* Exercise requirements *
Only the number is wanted: count the lines that contain "this".

-------------------------

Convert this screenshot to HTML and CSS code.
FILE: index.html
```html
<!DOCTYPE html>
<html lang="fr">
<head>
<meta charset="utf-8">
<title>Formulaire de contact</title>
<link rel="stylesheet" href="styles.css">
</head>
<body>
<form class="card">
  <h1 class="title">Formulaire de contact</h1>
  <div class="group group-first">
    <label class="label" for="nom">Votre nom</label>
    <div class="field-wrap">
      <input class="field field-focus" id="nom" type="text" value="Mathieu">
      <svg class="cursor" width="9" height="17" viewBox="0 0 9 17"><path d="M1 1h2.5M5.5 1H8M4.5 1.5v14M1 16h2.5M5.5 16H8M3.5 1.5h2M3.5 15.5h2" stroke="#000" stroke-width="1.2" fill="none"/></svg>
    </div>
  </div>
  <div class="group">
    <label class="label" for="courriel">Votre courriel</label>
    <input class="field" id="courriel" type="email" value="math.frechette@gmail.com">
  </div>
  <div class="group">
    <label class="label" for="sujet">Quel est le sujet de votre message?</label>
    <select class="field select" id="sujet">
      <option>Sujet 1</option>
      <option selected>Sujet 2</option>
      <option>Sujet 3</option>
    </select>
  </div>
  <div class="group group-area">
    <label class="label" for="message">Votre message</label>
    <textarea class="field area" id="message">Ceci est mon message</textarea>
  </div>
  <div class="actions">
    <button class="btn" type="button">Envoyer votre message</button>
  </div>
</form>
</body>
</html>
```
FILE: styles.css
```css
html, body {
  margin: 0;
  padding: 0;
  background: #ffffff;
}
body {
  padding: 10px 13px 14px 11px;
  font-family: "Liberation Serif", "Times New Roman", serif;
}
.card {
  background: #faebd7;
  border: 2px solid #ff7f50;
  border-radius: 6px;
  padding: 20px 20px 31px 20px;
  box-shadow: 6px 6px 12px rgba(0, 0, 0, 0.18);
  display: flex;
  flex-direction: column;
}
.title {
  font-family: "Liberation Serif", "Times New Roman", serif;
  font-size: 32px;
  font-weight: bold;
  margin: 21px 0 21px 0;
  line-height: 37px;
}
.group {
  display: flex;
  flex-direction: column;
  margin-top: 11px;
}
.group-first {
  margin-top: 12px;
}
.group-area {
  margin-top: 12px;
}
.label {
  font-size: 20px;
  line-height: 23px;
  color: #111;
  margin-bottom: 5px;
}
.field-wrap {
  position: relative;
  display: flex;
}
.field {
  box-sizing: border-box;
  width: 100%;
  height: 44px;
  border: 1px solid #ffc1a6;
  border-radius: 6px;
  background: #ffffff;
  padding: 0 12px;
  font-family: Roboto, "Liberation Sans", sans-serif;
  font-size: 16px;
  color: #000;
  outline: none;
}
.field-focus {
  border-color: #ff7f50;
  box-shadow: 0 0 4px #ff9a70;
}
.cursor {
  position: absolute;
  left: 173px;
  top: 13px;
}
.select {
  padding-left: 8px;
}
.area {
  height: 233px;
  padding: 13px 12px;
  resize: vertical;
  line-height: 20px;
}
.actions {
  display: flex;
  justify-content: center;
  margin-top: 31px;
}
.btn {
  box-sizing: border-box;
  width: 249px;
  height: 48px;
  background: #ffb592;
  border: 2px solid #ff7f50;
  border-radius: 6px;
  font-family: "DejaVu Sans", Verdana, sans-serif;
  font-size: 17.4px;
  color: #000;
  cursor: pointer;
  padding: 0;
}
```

-------------------------

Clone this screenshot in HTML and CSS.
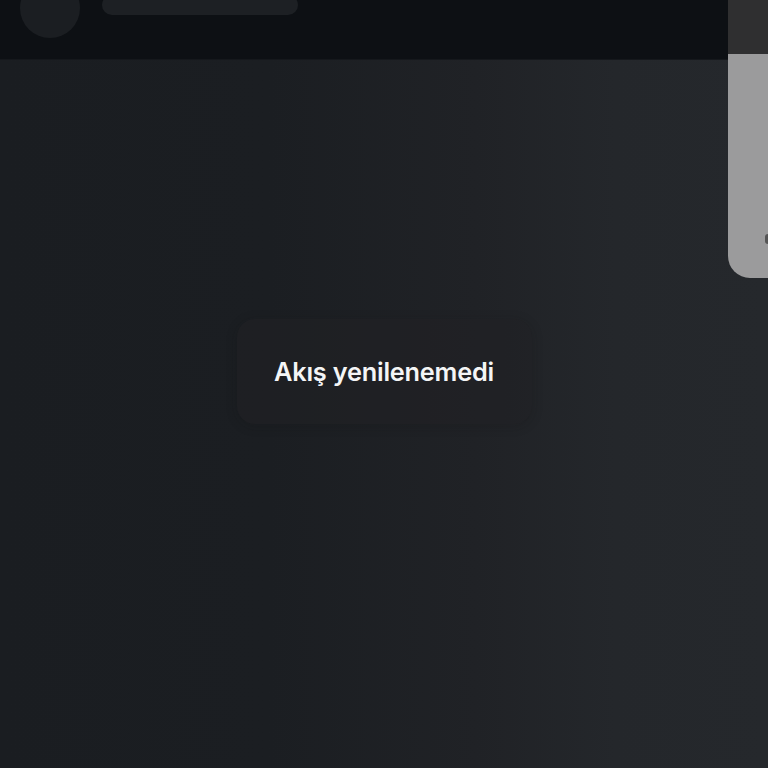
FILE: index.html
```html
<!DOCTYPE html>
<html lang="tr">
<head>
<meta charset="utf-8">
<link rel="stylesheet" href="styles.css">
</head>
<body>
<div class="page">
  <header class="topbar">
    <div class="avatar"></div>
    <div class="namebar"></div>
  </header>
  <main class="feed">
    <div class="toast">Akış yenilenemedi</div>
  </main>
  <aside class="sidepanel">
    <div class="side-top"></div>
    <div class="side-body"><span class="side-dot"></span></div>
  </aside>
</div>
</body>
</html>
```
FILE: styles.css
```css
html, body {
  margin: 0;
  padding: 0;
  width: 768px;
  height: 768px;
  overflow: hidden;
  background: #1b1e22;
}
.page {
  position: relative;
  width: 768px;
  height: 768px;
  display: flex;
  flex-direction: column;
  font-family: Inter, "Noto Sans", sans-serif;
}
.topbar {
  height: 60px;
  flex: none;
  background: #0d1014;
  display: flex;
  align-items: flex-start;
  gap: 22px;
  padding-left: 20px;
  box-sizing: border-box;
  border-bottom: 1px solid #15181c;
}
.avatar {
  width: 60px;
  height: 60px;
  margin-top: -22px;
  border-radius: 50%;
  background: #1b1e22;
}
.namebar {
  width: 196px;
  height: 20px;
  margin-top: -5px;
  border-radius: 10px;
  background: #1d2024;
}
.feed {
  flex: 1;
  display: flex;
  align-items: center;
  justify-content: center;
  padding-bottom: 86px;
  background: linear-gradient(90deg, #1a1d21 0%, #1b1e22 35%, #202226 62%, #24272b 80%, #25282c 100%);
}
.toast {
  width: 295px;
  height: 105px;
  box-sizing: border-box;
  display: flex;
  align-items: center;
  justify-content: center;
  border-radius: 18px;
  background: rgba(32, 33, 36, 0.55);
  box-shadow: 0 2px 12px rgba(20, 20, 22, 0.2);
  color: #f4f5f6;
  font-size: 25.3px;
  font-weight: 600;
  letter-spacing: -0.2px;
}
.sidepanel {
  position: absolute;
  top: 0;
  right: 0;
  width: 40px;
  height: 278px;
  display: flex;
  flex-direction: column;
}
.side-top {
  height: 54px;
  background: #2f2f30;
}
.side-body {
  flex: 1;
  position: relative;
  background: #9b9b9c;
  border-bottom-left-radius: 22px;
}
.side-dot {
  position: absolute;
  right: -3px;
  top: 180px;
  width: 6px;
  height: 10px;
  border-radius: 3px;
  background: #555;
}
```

-------------------------

* Written reply *
2